In the Opposition camp, a party leadership election is taking place. While the majority of the candidates are calling for a return to Leftist demands for more public services and government sponsored care, the frontrunner David Miliband is taking a broader approach with his Movement for Change (M4C). Not unlike the Prime Minister, he wants to see far more community activity. But his awareness of what it will take to mobilize people arises more from his direct experience of local activism -- at home and abroad -- than Cameron's general critique of big government.

M4C, like Barack Obama's movement of the same name, owes its inspiration to Saul D. Alinsky author of Rules for Radicals, which holds that "there can be no revolution without the reformation" of individual agency. Says Alinsky: "There can be no darker or more devastating tragedy than the death of man's faith in himself and in his power to direct his future."

David Miliband believes that the best chance for meaningful change to come about is through the committed actions of trained community organizers whose priority is not simply to organize grassroots resistance, but to make relationships with the disempowered, help them to shape their own agendas and create networks of trust within which change can happen. These words trip easily off the tongue when written in government White Papers like those written by Miliband's predecessors Blair and Brown, but they begin to have more meaning when backed up by a movement that demands not only the renewal of the party, but also a renewed activism involving party and community equally.

While the government bizarrely cuts the funding of third-sector charities and organizing groups, Miliband has been using a large proportion of the massive funds raised for his leadership campaign to get M4C off the ground. Unlike Deputy Prime Minister Nick Clegg -- who only today used the pulpit of the Guardian to lecture "the poor" on their tendency to treat welfare like compensation -- Miliband's preference is to be amongst the crowd, sharing the work, open to influence. Like Obama, he chooses to act out the change of mood and style that he believes is crucial to encourage those who, it is now clear, will bear the brunt of the budget cuts. "I have become a different person since we started this" he beamed from the front of a packed church hall "and it's down to you and your energy for change." His voice was neither the first or the last to be heard in that rally, as one group after another took the stage to talk about their determination -- and their strategy -- for their local area to thrive.

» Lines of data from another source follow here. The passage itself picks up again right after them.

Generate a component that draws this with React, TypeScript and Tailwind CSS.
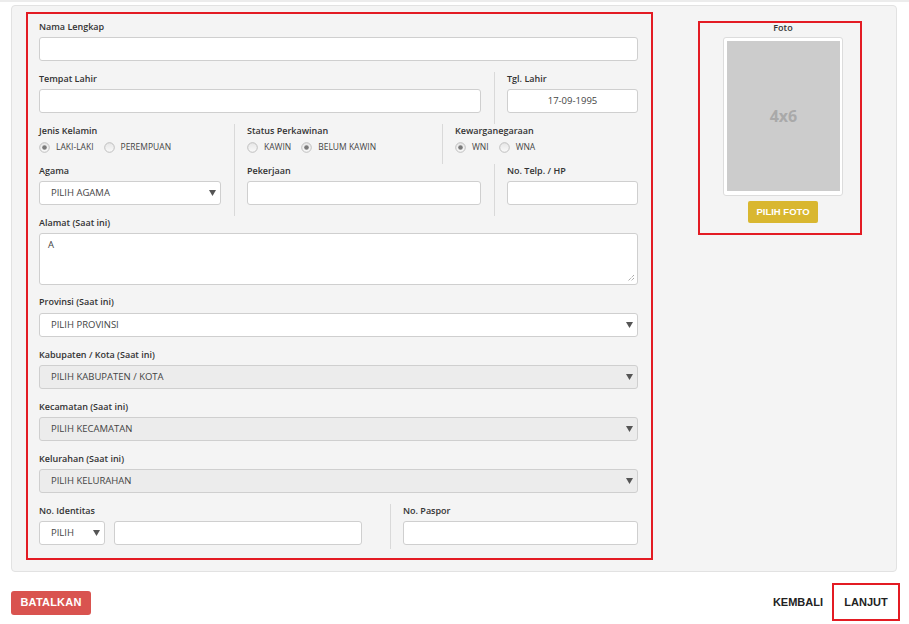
import React from "react";

const Label = ({ children, className = "" }: { children: React.ReactNode; className?: string }) => (
  <div className={`h-[14px] text-[9px] leading-[14px] font-semibold text-[#333] whitespace-nowrap ${className}`}>{children}</div>
);

const Input = ({ className = "", children }: { className?: string; children?: React.ReactNode }) => (
  <div className={`h-[24px] mt-[3px] bg-white border border-[#cfcfcf] rounded-[3px] ${className}`}>{children}</div>
);

const Arrow = () => (
  <svg width="7" height="6" viewBox="0 0 7 6" className="shrink-0">
    <path d="M0 0 L7 0 L3.5 6 Z" fill="#555" />
  </svg>
);

const Select = ({ text, disabled = false, className = "" }: { text: string; disabled?: boolean; className?: string }) => (
  <div
    className={`h-[24px] mt-[3px] border border-[#cfcfcf] rounded-[3px] flex items-center justify-between pl-[11px] pr-[4px] ${
      disabled ? "bg-[#ececec]" : "bg-white"
    } ${className}`}
  >
    <span className="text-[9.5px] text-[#444] whitespace-nowrap">{text}</span>
    <Arrow />
  </div>
);

const Radio = ({ checked, label }: { checked: boolean; label: string }) => (
  <div className="flex items-center mr-[10px]">
    <svg width="11" height="11" viewBox="0 0 11 11">
      <defs>
        <linearGradient id="rg" x1="0" y1="0" x2="0" y2="1">
          <stop offset="0" stopColor="#e6e6e6" />
          <stop offset="1" stopColor="#fafafa" />
        </linearGradient>
      </defs>
      <circle cx="5.5" cy="5.5" r="4.8" fill="url(#rg)" stroke="#b9b9b9" strokeWidth="0.9" />
      {checked && <circle cx="5.5" cy="5.5" r="2.3" fill="#7a7a7a" />}
    </svg>
    <span className="ml-[6px] text-[8.5px] text-[#444] whitespace-nowrap">{label}</span>
  </div>
);

export default function App() {
  return (
    <div className="w-[909px] h-[624px] bg-white font-['Open_Sans',sans-serif] overflow-hidden">
      <div className="h-[2px] bg-[#ececec]" />
      <div className="ml-[11px] mt-[3px] w-[886px] h-[567px] bg-[#f4f4f4] border border-[#e2e2e2] rounded-[4px] flex pl-[14px] pt-[6px]">
        {/* main form */}
        <div className="w-[627px] h-[548px] border-2 border-[#e31b23] pt-[6px] pl-[11px] pr-[13px]">
          <div className="pb-[11px]">
            <Label>Nama Lengkap</Label>
            <Input />
          </div>
          <div className="flex">
            <div className="w-[442px] pb-[11px]">
              <Label>Tempat Lahir</Label>
              <Input />
            </div>
            <div className="ml-[13px] border-l border-[#d9d9d9] pl-[12px] w-[144px] pb-[11px]">
              <Label>Tgl. Lahir</Label>
              <Input className="flex items-center justify-center">
                <span className="text-[9.5px] text-[#444]">17-09-1995</span>
              </Input>
            </div>
          </div>
          <div className="flex">
            <div className="w-[195px] pr-[13px] pb-[10px]">
              <Label>Jenis Kelamin</Label>
              <div className="mt-[2px] h-[14px] flex items-center">
                <Radio checked label="LAKI-LAKI" />
                <Radio checked={false} label="PEREMPUAN" />
              </div>
            </div>
            <div className="w-[208px] border-l border-[#d9d9d9] pl-[12px] pr-[13px] pb-[10px]">
              <Label>Status Perkawinan</Label>
              <div className="mt-[2px] h-[14px] flex items-center">
                <Radio checked={false} label="KAWIN" />
                <Radio checked label="BELUM KAWIN" />
              </div>
            </div>
            <div className="w-[196px] border-l border-[#d9d9d9] pl-[12px] pb-[10px]">
              <Label>Kewarganegaraan</Label>
              <div className="mt-[2px] h-[14px] flex items-center">
                <Radio checked label="WNI" />
                <Radio checked={false} label="WNA" />
              </div>
            </div>
          </div>
          <div className="flex">
            <div className="w-[195px] pr-[13px] pb-[11px]">
              <Label>Agama</Label>
              <Select text="PILIH AGAMA" />
            </div>
            <div className="w-[260px] border-l border-[#d9d9d9] pl-[12px] pr-[13px] pb-[11px]">
              <Label>Pekerjaan</Label>
              <Input />
            </div>
            <div className="w-[144px] border-l border-[#d9d9d9] pl-[12px] pb-[11px]">
              <Label>No. Telp. / HP</Label>
              <Input />
            </div>
          </div>
          <div className="pb-[10px]">
            <Label>Alamat (Saat ini)</Label>
            <div className="relative h-[52px] mt-[3px] bg-white border border-[#cfcfcf] rounded-[3px] pl-[8px] pt-[4px]">
              <div className="text-[9.5px] leading-[14px] text-[#444]">A</div>
              <svg width="8" height="8" viewBox="0 0 8 8" className="absolute right-[2px] bottom-[2px]">
                <path d="M7 1 L1 7 M7 4 L4 7" stroke="#777" strokeWidth="0.9" strokeDasharray="1 1" />
              </svg>
            </div>
          </div>
          <div className="pb-[11px]">
            <Label>Provinsi (Saat ini)</Label>
            <Select text="PILIH PROVINSI" className="mt-[4px]" />
          </div>
          <div className="pb-[11px]">
            <Label>Kabupaten / Kota (Saat ini)</Label>
            <Select text="PILIH KABUPATEN / KOTA" disabled />
          </div>
          <div className="pb-[11px]">
            <Label>Kecamatan (Saat ini)</Label>
            <Select text="PILIH KECAMATAN" disabled />
          </div>
          <div className="pb-[11px]">
            <Label>Kelurahan (Saat ini)</Label>
            <Select text="PILIH KELURAHAN" disabled />
          </div>
          <div className="flex">
            <div className="w-[351px] pb-[4px]">
              <Label>No. Identitas</Label>
              <div className="flex">
                <Select text="PILIH" className="w-[66px]" />
                <Input className="w-[248px] ml-[9px]" />
              </div>
            </div>
            <div className="w-[248px] border-l border-[#d9d9d9] pl-[12px] pb-[4px]">
              <Label>No. Paspor</Label>
              <Input />
            </div>
          </div>
        </div>

        {/* photo */}
        <div className="ml-[45px] mt-[9px] w-[164px] h-[214px] border-2 border-[#e31b23]">
          <div className="text-[9px] leading-[10px] font-semibold text-[#333] text-center pl-[6px]">Foto</div>
          <div className="ml-[23px] mt-[4px] w-[120px] h-[159px] bg-white border border-[#dcdcdc] rounded-[3px] pt-[3px] pl-[3px]">
            <div className="w-[113px] h-[150px] bg-[#cccccc] flex items-center justify-center">
              <span className="text-[16px] font-bold text-[#a9a9a9]">4x6</span>
            </div>
          </div>
          <div className="ml-[48px] mt-[5px] w-[70px] h-[22px] bg-[#d9b730] rounded-[2px] flex items-center justify-center">
            <span className="font-['Liberation_Sans',sans-serif] text-[9.5px] font-bold text-white">PILIH FOTO</span>
          </div>
        </div>
      </div>

      {/* bottom bar */}
      <div className="mt-[11px] ml-[11px] mr-[9px] flex items-center justify-between h-[38px] font-['Liberation_Sans',sans-serif]">
        <div className="w-[80px] h-[24px] bg-[#d9534f] rounded-[3px] flex items-center justify-center mt-[1px]">
          <span className="text-[11px] font-bold text-white tracking-[0.2px]">BATALKAN</span>
        </div>
        <div className="flex items-center">
          <span className="text-[11px] font-bold text-[#222]">KEMBALI</span>
          <div className="ml-[9px] w-[68px] h-[38px] border-2 border-[#e31b23] flex items-center justify-center">
            <span className="text-[11px] font-bold text-[#222]">LANJUT</span>
          </div>
        </div>
      </div>
    </div>
  );
}
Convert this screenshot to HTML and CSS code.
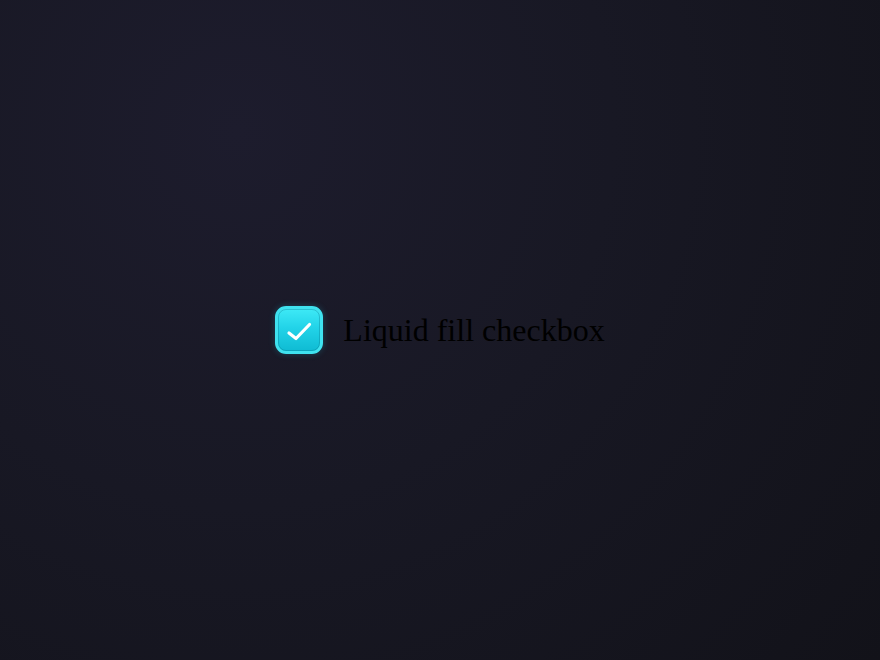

I remember a similar personal transformation over the two years I spent working with Pat Kane on a project called Re-imagining Social Work in Scotland. Coming at a time when social work was in crisis following the preventable deaths of a number of children, we were warned by senior practitioners that morale was low, resentment of authority high and we would be in for a difficult time trying to "encourage" the workers. Like M4C, our four-day course was founded on allowing the participants, largely front-line workers, to tell their own stories of what it means to work with people on the margins of society: descriptions of terrible pain and helplessness but also astounding empathy, resourcefulness and resilience.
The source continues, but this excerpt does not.